Cooling-dominant climates. Heat pumps installed in Phoenix, Houston, or Miami don’t need cold-climate features because they never see 17°F. Heating performance doesn’t matter.
Tight budget, willingness to use backup heat. Standard heat pumps with electric resistance backup work in Seattle. The backup kicks in below 25°F and brings utility costs up significantly on the coldest 15 to 25 days. If the math works for your specific bill structure and you’re saving $1,500 to $2,000 up front, this is a viable path. Not our default recommendation.
Cost math, real Seattle numbers
For a 4-ton system in a typical Bellevue home:
| Component | Standard heat pump | Cold-climate heat pump |
|---|---|---|
| Equipment | $9,200 | $10,800 |
| Install labor | $4,200 | $4,200 |
| Electrical (if needed) | $1,800 | $1,800 |
| Gross install cost | $15,200 | $16,800 |
| PSE Trade Ally rebate | -$1,200 | -$1,200 |
| Federal 25C credit | -$2,000 | -$2,000 |
| Net cost | $12,000 | $13,600 |
The $1,600 cold-climate premium is roughly 1 year of operating cost savings vs running a standard heat pump with frequent backup heat use during Seattle’s 15 to 25 cold-snap days per winter. ROI on the premium: 12 to 18 months.
Why Mitsubishi Hyper-Heat is our default cold-climate spec
Three reasons:
Longest PNW track record. Mitsubishi has been deploying Hyper-Heat in cold-climate applications since 2008. The 15+ year reliability data is real, not modeled.

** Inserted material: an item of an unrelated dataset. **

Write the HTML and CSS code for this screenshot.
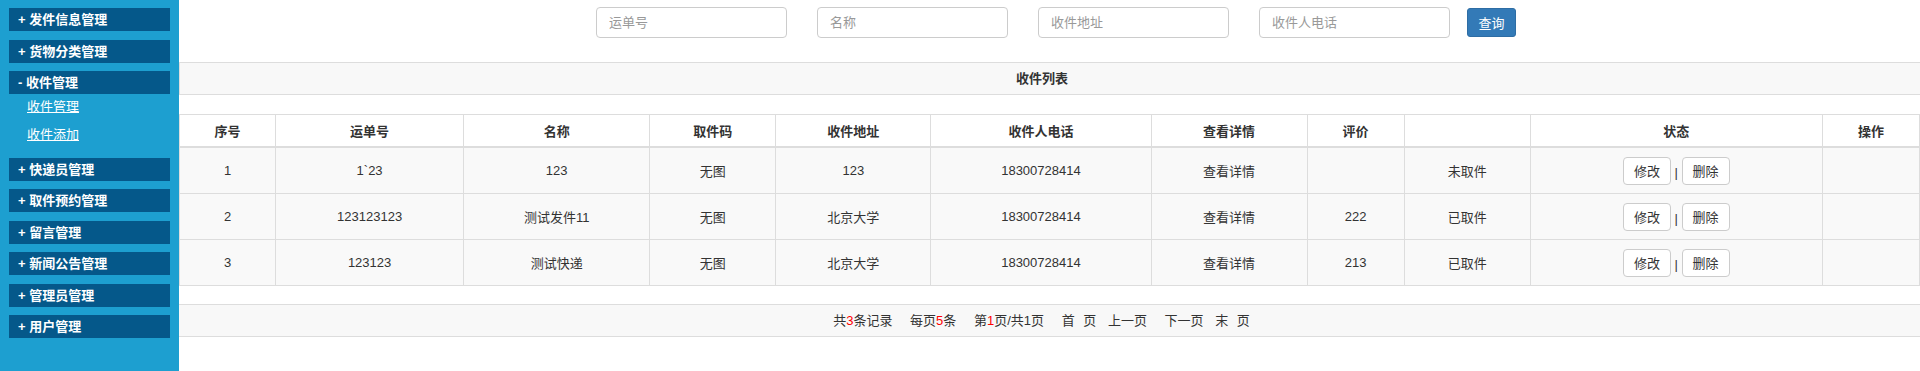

Service network. When something does fail in year 12, Mitsubishi parts are in stock at every supply house in King County. Bosch and Trane have parts; Mitsubishi has parts faster.
Quiet operation. Hyper-Heat outdoor units run 55 to 62 dB at full output, quieter than competitors. Matters for close-set Seattle and Eastside lots.
We install all four brands (Mitsubishi, Bosch, Trane, Carrier) and don’t push a particular line. But when a customer asks “what would you install in your own house?”, the answer is Mitsubishi Hyper-Heat 90% of the time.